Limitations of Using Custom Scripts to Load Data from Redshift to Elasticsearch

There are some limitations of using a custom script to export data from Redshift to Elasticsearch, including:

  • Data Consistency: Maintaining data consistency between Redshift and Elasticsearch can be difficult. Additional efforts are required for incremental updates and ensuring synchronization between the systems.
  • Performance: Data processing complexity, network latency, and resource availability are factors that affect the performance of custom scripts. You would need to optimize your custom scripts often to improve its performance. 
  • Scalability: Custom scripts are prone to errors when handling large volumes of data. You should customize your scripts to handle increased data volumes. 
  • Cost: Maintaining and monitoring custom scripts is expensive, especially since you will require a team of skilled and well-paid software developers.

The Takeaway

Data loading is an important process in the world of analytics. This guide describes two comprehensive methods for loading data from Redshift to Elasticsearch: a custom script and no-code SaaS tools like Estuary Flow.

With over 300 in-built connectors, automated workflow, scalability, and security, Flow presents itself as a powerful tool for real-time ETL processes. You can employ these features to make your analytics easier.

Want to load data from multiple sources to a destination? Estuary Flow can help simplify the entire process; all it takes is a few clicks to get your integration pipelines up and running. Sign up for Estuary Flow to leverage its benefits!

FAQs

  1. How is data stored in Redshift?

Amazon Redshift stores data in columnar format. Each data block holds values from a single column of the table. This allows Redshift to read only those columns that are required for query execution, improving performance significantly. 

  1. What data type does Elasticsearch support?

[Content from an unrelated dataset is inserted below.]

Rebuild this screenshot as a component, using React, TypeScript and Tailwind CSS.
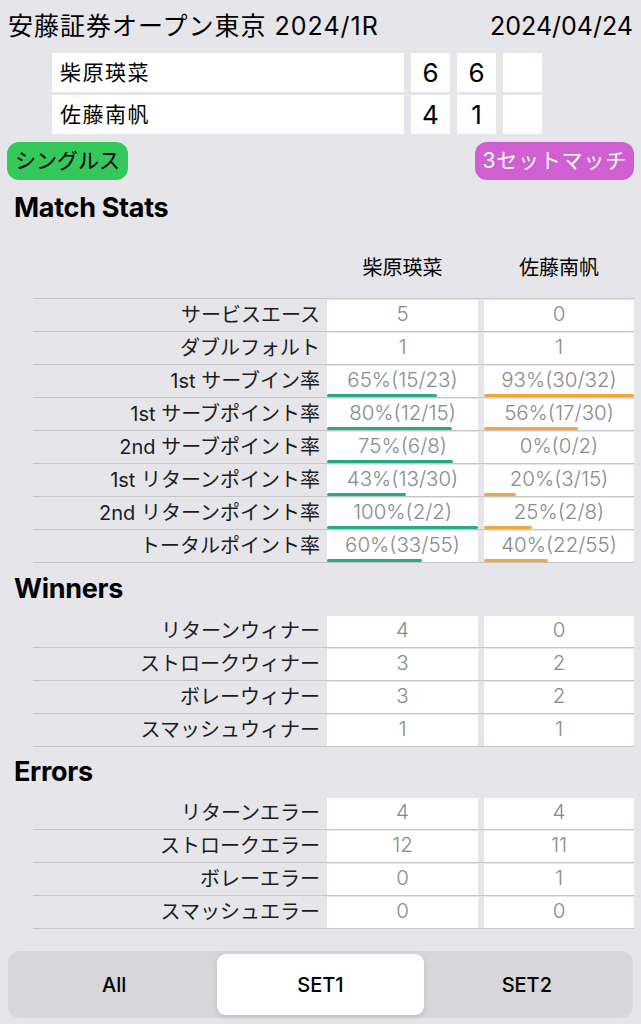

Elasticsearch supports different data types, such as the core data type, which includes string, date, numeric, boolean, and binary. It also supports complex data types, such as arrays, objects, nested, and geo data types.

  1. What are some of the prominent use cases of Elasticsearch? 

Elasticsearch is a popular analytical and search engine for storing, searching, and analyzing structured and unstructured data. It is commonly used for full-text search, log analytics, business analytics, security, and operational intelligence.